Live Session
Session 6: Multi-task Learning
Main Track
Utilizing Non-click Samples via Semi-supervised Learning for Conversion Rate Prediction
Jiahui Huang (University of Science and Technology of China), Lan Zhang (University of Science and Technology of China), Junhao Wang (University of Science and Technology of China), Shanyang Jiang (University of Science and Technology of China), Dongbo Huang (Tencent), Cheng Ding (Tencent) and Lan Xu (Tencent)
Abstract
Conversion rate (CVR) prediction is essential in recommendation systems, facilitating precise matching between recommended items and users’ preferences. However, the sample selection bias (SSB) and data sparsity (DS) issues pose challenges to accurate prediction.
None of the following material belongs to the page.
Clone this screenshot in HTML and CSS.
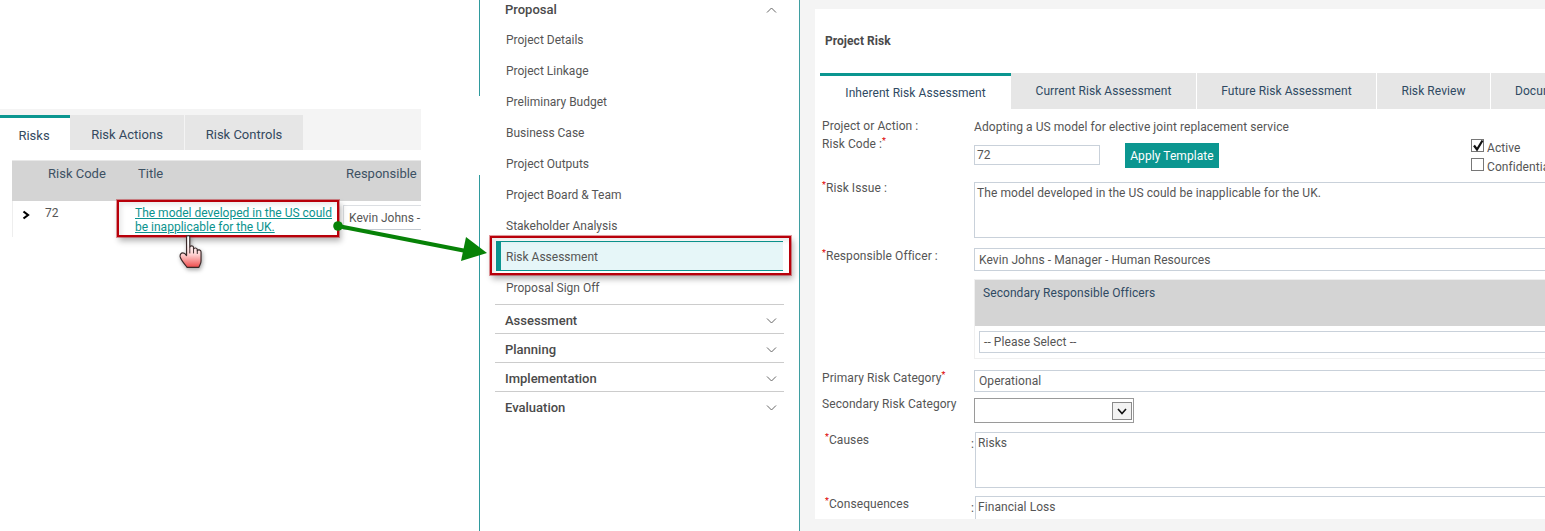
FILE: index.html
```html
<!DOCTYPE html>
<html lang="en">
<head>
<meta charset="utf-8">
<title>Project Risk</title>
<link rel="stylesheet" href="styles.css">
</head>
<body>
<div class="page">
  <section class="left">
    <div class="tabs">
      <div class="tab active">Risks</div>
      <div class="tab t2">Risk Actions</div>
      <div class="tab t3">Risk Controls</div>
    </div>
    <div class="table">
      <div class="thead">
        <div class="th c1"></div>
        <div class="th c2">Risk Code</div>
        <div class="th c3">Title</div>
        <div class="th c4">Responsible</div>
      </div>
      <div class="trow">
        <div class="chev">
          <svg width="10" height="10" viewBox="0 0 10 10"><path d="M2.5 1.5 L7 5 L2.5 8.5" fill="none" stroke="#000" stroke-width="2.2"/></svg>
        </div>
        <div class="code">72</div>
        <a class="link">The model developed in the US could be inapplicable for the UK.</a>
        <div class="resp">Kevin Johns -</div>
      </div>
    </div>
  </section>

  <div class="rule">
    <div class="seg top"></div>
    <div class="seg rest"></div>
  </div>

  <nav class="menu">
    <div class="group first"><span>Proposal</span>
      <svg class="caret" width="11" height="6" viewBox="0 0 11 6"><path d="M1 5.5 L5.5 1 L10 5.5" fill="none" stroke="#666" stroke-width="1"/></svg>
    </div>
    <div class="item">Project Details</div>
    <div class="item">Project Linkage</div>
    <div class="item">Preliminary Budget</div>
    <div class="item">Business Case</div>
    <div class="item">Project Outputs</div>
    <div class="item">Project Board &amp; Team</div>
    <div class="item">Stakeholder Analysis</div>
    <div class="item current">Risk Assessment</div>
    <div class="item">Proposal Sign Off</div>
    <div class="group line"><span>Assessment</span>
      <svg class="caret" width="11" height="6" viewBox="0 0 11 6"><path d="M1 .5 L5.5 5 L10 .5" fill="none" stroke="#666" stroke-width="1"/></svg>
    </div>
    <div class="group line"><span>Planning</span>
      <svg class="caret" width="11" height="6" viewBox="0 0 11 6"><path d="M1 .5 L5.5 5 L10 .5" fill="none" stroke="#666" stroke-width="1"/></svg>
    </div>
    <div class="group line"><span>Implementation</span>
      <svg class="caret" width="11" height="6" viewBox="0 0 11 6"><path d="M1 .5 L5.5 5 L10 .5" fill="none" stroke="#666" stroke-width="1"/></svg>
    </div>
    <div class="group line"><span>Evaluation</span>
      <svg class="caret" width="11" height="6" viewBox="0 0 11 6"><path d="M1 .5 L5.5 5 L10 .5" fill="none" stroke="#666" stroke-width="1"/></svg>
    </div>
  </nav>

  <main class="right">
    <div class="card">
      <h1 class="title">Project Risk</h1>
      <div class="rtabs">
        <div class="rtab on">Inherent Risk Assessment</div>
        <div class="rtab r2">Current Risk Assessment</div>
        <div class="rtab r3">Future Risk Assessment</div>
        <div class="rtab r4">Risk Review</div>
        <div class="rtab r5">Documents</div>
      </div>
      <div class="form">
        <div class="row r-project">
          <div class="lab">Project or Action :</div>
          <div class="val">Adopting a US model for elective joint replacement service</div>
        </div>
        <div class="row r-code">
          <div class="lab code-lab">Risk Code :<sup class="req">*</sup></div>
          <div class="field code-input">72</div>
          <div class="btn">Apply Template</div>
          <div class="checks">
            <div class="check"><span class="box"><svg width="14" height="14" viewBox="0 0 14 14"><path d="M3 6.5 L6 10.5 L11.5 1.5" fill="none" stroke="#111" stroke-width="2.2"/></svg></span>Active</div>
            <div class="check"><span class="box"></span>Confidential</div>
          </div>
        </div>
        <div class="row r-issue">
          <div class="lab up"><sup class="req">*</sup>Risk Issue :</div>
          <div class="field area">The model developed in the US could be inapplicable for the UK.</div>
        </div>
        <div class="row r-officer">
          <div class="lab"><sup class="req">*</sup>Responsible Officer :</div>
          <div class="field sel">Kevin Johns - Manager - Human Resources</div>
        </div>
        <div class="row r-secondary">
          <div class="lab"></div>
          <div class="sbox">
            <div class="shead">Secondary Responsible Officers</div>
            <div class="field sel inner">-- Please Select --</div>
          </div>
        </div>
        <div class="row r-primary">
          <div class="lab">Primary Risk Category<sup class="req">*</sup></div>
          <div class="field sel prim">Operational</div>
        </div>
        <div class="row r-seccat">
          <div class="lab up2">Secondary Risk Category</div>
          <div class="native">
            <span class="nbtn"><svg width="10" height="7" viewBox="0 0 10 7"><path d="M1 1 L5 5.5 L9 1" fill="none" stroke="#111" stroke-width="1.6"/></svg></span>
          </div>
        </div>
        <div class="row r-causes">
          <div class="lab ind"><sup class="req">*</sup>Causes</div>
          <div class="colon">:</div>
          <div class="field area">Risks</div>
        </div>
        <div class="row r-cons">
          <div class="lab ind"><sup class="req">*</sup>Consequences</div>
          <div class="colon">:</div>
          <div class="field area">Financial Loss</div>
        </div>
      </div>
    </div>
  </main>

  <div class="callout c-title"></div>
  <div class="callout c-menu"></div>

  <svg class="hand" width="30" height="41" viewBox="0 0 28 38">
    <defs>
      <linearGradient id="handfill" x1="0" y1="0" x2="0" y2="1">
        <stop offset="0.25" stop-color="#ffffff"/>
        <stop offset="0.6" stop-color="#ffd0d0"/>
        <stop offset="1" stop-color="#ee4a4a"/>
      </linearGradient>
    </defs>
    <path d="M8 2.5 C8 1 11 1 11 2.5 L11 12 C11.5 10.5 14.5 10.5 14.5 12.5 L14.5 14 C15 12.5 18 12.5 18 14.5 L18 15.5 C18.5 14 21.5 14.5 21.5 16.5 L21.5 25 C21.5 28 20 29 19.5 31 L8.5 31 C7 28.5 2.5 24.5 2 21 C1.7 18.5 3 17.5 4.5 17.5 C6 17.5 7 18.5 8 20 Z" fill="url(#handfill)" stroke="#3a2a2a" stroke-width="1.1" stroke-linejoin="round"/>
    <path d="M11 12 L11 18 M14.5 14 L14.5 18 M18 15.5 L18 18.5" stroke="#3a2a2a" stroke-width=".9" fill="none"/>
  </svg>

  <svg class="arrow" width="160" height="50" viewBox="0 0 160 50">
    <circle cx="8" cy="11" r="4.8" fill="#078207"/>
    <path d="M8 11 L136 36" stroke="#078207" stroke-width="4.2" fill="none"/>
    <path d="M136 22 L157 38 L131 46 Z" fill="#078207"/>
  </svg>
</div>
</body>
</html>
```

FILE: styles.css
```css
* { box-sizing: border-box; }
html, body { margin: 0; padding: 0; background: #fff; }
body { font-family: Roboto, "Liberation Sans", sans-serif; font-size: 12px; color: #555; }
.page { position: relative; display: flex; width: 1545px; height: 531px; overflow: hidden; }

/* left */
.left { width: 479px; flex: none; padding-top: 109px; }
.tabs { display: flex; align-items: flex-end; width: 421px; height: 41px; background: #f4f4f4; }
.tab { height: 35px; line-height: 40px; font-size: 13px; color: #34495e; background: #e6e6e6; text-align: center; }
.tab.active { width: 70px; background: #fff; border-top: 3px solid #0b9690; line-height: 35px; padding-right: 2px; }
.t2 { width: 114px; margin-right: 1px; }
.t3 { width: 118px; }
.table { width: 409px; margin: 10px 0 0 12px; overflow: hidden; }
.thead { display: flex; height: 41px; background: #d4d4d4; border-top: 1px solid #e8e8e8; font-size: 13px; color: #3d5163; line-height: 26px; }
.c1 { width: 36px; }
.c2 { width: 90px; }
.c3 { width: 208px; }
.c4 { white-space: nowrap; }
.trow { display: flex; align-items: flex-start; height: 36px; border-left: 1px solid #eee; }
.chev { width: 32px; flex: none; padding: 9px 0 0 8px; line-height: 0; }
.code { width: 90px; flex: none; padding-top: 5px; line-height: 14px; }
.link { width: 204px; flex: none; padding-top: 5px; line-height: 14px; color: #0a938e; text-decoration: underline; }
.resp { flex: none; margin: 4px 0 0 4px; width: 120px; height: 25px; padding-left: 5px; line-height: 25px; border: 1px solid #dcdfe3; border-bottom-color: #c5ccd3; white-space: nowrap; }

/* rule */
.rule { width: 1px; flex: none; display: flex; flex-direction: column; }
.seg { background: #2f9a9d; }
.seg.top { height: 96px; }
.seg.rest { flex: 1; margin-top: 79px; }

/* menu */
.menu { width: 319px; flex: none; padding: 0 15px; }
.group { display: flex; justify-content: space-between; align-items: center; height: 29px; padding: 3px 7px 0 10px; font-size: 13px; font-weight: 500; color: #4a4a4a; }
.group.first { height: 19px; padding-top: 0; margin-bottom: 6px; }
.group.line { border-top: 1px solid #ccc; }
.item { height: 31px; line-height: 31px; padding-left: 11px; color: #555; }
.item.current { height: 30px; margin: -1px 1px 2px; line-height: 30px; padding-left: 5px; background: #e6f6f8; border-left: 5px solid #0b9690; border-top: 1px solid #0b9690; border-bottom: 1px solid #0b9690; }

/* right */
.right { flex: 1; background: #f4f4f4; border-left: 1px solid #3f9ea1; padding: 9px 0 12px 15px; overflow: hidden; min-width: 0; }
.card { background: #fff; width: 900px; height: 510px; overflow: hidden; }
.title { margin: 0; padding: 24px 0 0 10px; height: 64px; font-size: 12px; line-height: 16px; font-weight: 700; color: #4a4a4a; letter-spacing: .05px; }
.rtabs { display: flex; margin-left: 5px; height: 36px; font-size: 12px; color: #2f4a63; letter-spacing: .07px; }
.rtab { background: #e6e6e6; line-height: 37px; text-align: center; white-space: nowrap; flex: none; }
.rtab.on { width: 191px; background: #fff; border-top: 3px solid #0b9690; line-height: 35px; }
.r2 { width: 185px; margin-right: 1px; }
.r3 { width: 179px; margin-right: 1px; }
.r4 { width: 113px; margin-right: 1px; }
.r5 { width: 120px; text-align: left; padding-left: 24px; }

.form { padding-left: 7px; letter-spacing: .07px; }
.row { display: flex; align-items: flex-start; }
.lab { width: 152px; flex: none; line-height: 16px; white-space: nowrap; color: #555; }
.code-lab { padding-top: 1px; }
.req { color: #d00; font-size: 9px; line-height: 0; vertical-align: 4px; }
.val { line-height: 16px; padding-top: 1px; color: #555; }
.field { border: 1px solid #c9d1da; background: #fff; color: #555; flex: none; }
.sel { width: 700px; height: 23px; line-height: 23px; padding-left: 4px; }
.prim { height: 22px; line-height: 21px; }
.area { width: 700px; height: 56px; padding: 2px 0 0 2px; line-height: 16px; }

.r-project { margin-top: 9px; height: 17px; }
.r-code { height: 40px; }
.code-input { margin-top: 10px; width: 126px; height: 20px; line-height: 18px; padding-left: 2px; }
.btn { flex: none; margin: 8px 0 0 25px; width: 94px; height: 25px; line-height: 26px; text-align: center; background: #0b9690; color: #fff; }
.checks { flex: none; margin: 3px 0 0 252px; }
.check { display: flex; align-items: center; height: 19px; white-space: nowrap; color: #555; }
.box { flex: none; width: 13px; height: 13px; margin: 0 3px 4px 0; border: 1px solid #777; line-height: 0; position: relative; }
.box svg { position: absolute; left: -1px; top: -1px; }
.r-issue { margin-top: 7px; }
.up { margin-top: -2px; }
.r-officer { margin-top: 10px; }
.r-secondary { margin-top: 8px; }
.sbox { width: 700px; height: 80px; border: 1px solid #f0f0f0; flex: none; }
.shead { height: 46px; background: #d4d4d4; color: #2f4a63; padding: 5px 0 0 8px; line-height: 16px; }
.inner { margin: 5px 0 0 4px; height: 22px; line-height: 20px; }
.r-primary { margin-top: 11px; }
.r-seccat { margin-top: 6px; }
.up2 { margin-top: -2px; }
.native { flex: none; width: 160px; height: 25px; border: 1px solid #9a9a9a; display: flex; justify-content: flex-end; align-items: flex-start; padding: 3px 1px 0 0; background: #fff; }
.nbtn { width: 20px; height: 18px; border: 1px solid #8a8a8a; background: #f2f2f2; display: flex; align-items: center; justify-content: center; }
.r-causes { margin-top: 9px; }
.r-cons { margin-top: 8px; }
.ind { width: 149px; padding-left: 3px; }
.colon { width: 4px; flex: none; line-height: 16px; padding-top: 4px; }

/* overlays */
.callout { position: absolute; border: 2px solid #b8000a; box-shadow: 0 0 0 1px rgba(184,0,10,.4), 2px 4px 6px rgba(0,0,0,.3), inset 3px 3px 4px rgba(0,0,0,.08); }
.c-title { left: 117px; top: 200px; width: 222px; height: 37px; }
.c-menu { left: 490px; top: 236px; width: 301px; height: 39px; }
.hand { position: absolute; left: 178px; top: 234px; filter: drop-shadow(1px 2px 2px rgba(0,0,0,.35)); }
.arrow { position: absolute; left: 330px; top: 215px; }
```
Existing works have proposed the click-through and conversion rate (CTCVR) prediction task which models samples from exposure to “click and conversion” in entire space and incorporates multi-task learning. This approach has shown efficacy in mitigating these challenges. Nevertheless, it intensifies the false negative sample (FNS) problem. To be more specific, the CTCVR task implicitly treats all the CVR labels of non-click samples as negative, overlooking the possibility that some samples might convert if clicked. This oversight can negatively impact CVR model performance, as empirical analysis has confirmed. To this end, we advocate for discarding the CTCVR task and proposing a Non-click samples Improved Semi-supErvised (NISE) method for conversion rate prediction, where the non-click samples are treated as unlabeled. Our approach aims to predict their probabilities of conversion if clicked, utilizing these predictions as pseudo-labels for further model training. This strategy can help alleviate the FNS problem, and direct modeling of the CVR task across the entire space also mitigates the SSB and DS challenges. Additionally, we conduct multi-task learning by introducing an auxiliary click-through rate prediction task, thereby enhancing embedding layer representations. Our approach is applicable to various multi-task architectures. Comprehensive experiments are conducted on both public and production datasets, demonstrating the superiority of our proposed method in mitigating the FNS challenge and improving the CVR estimation.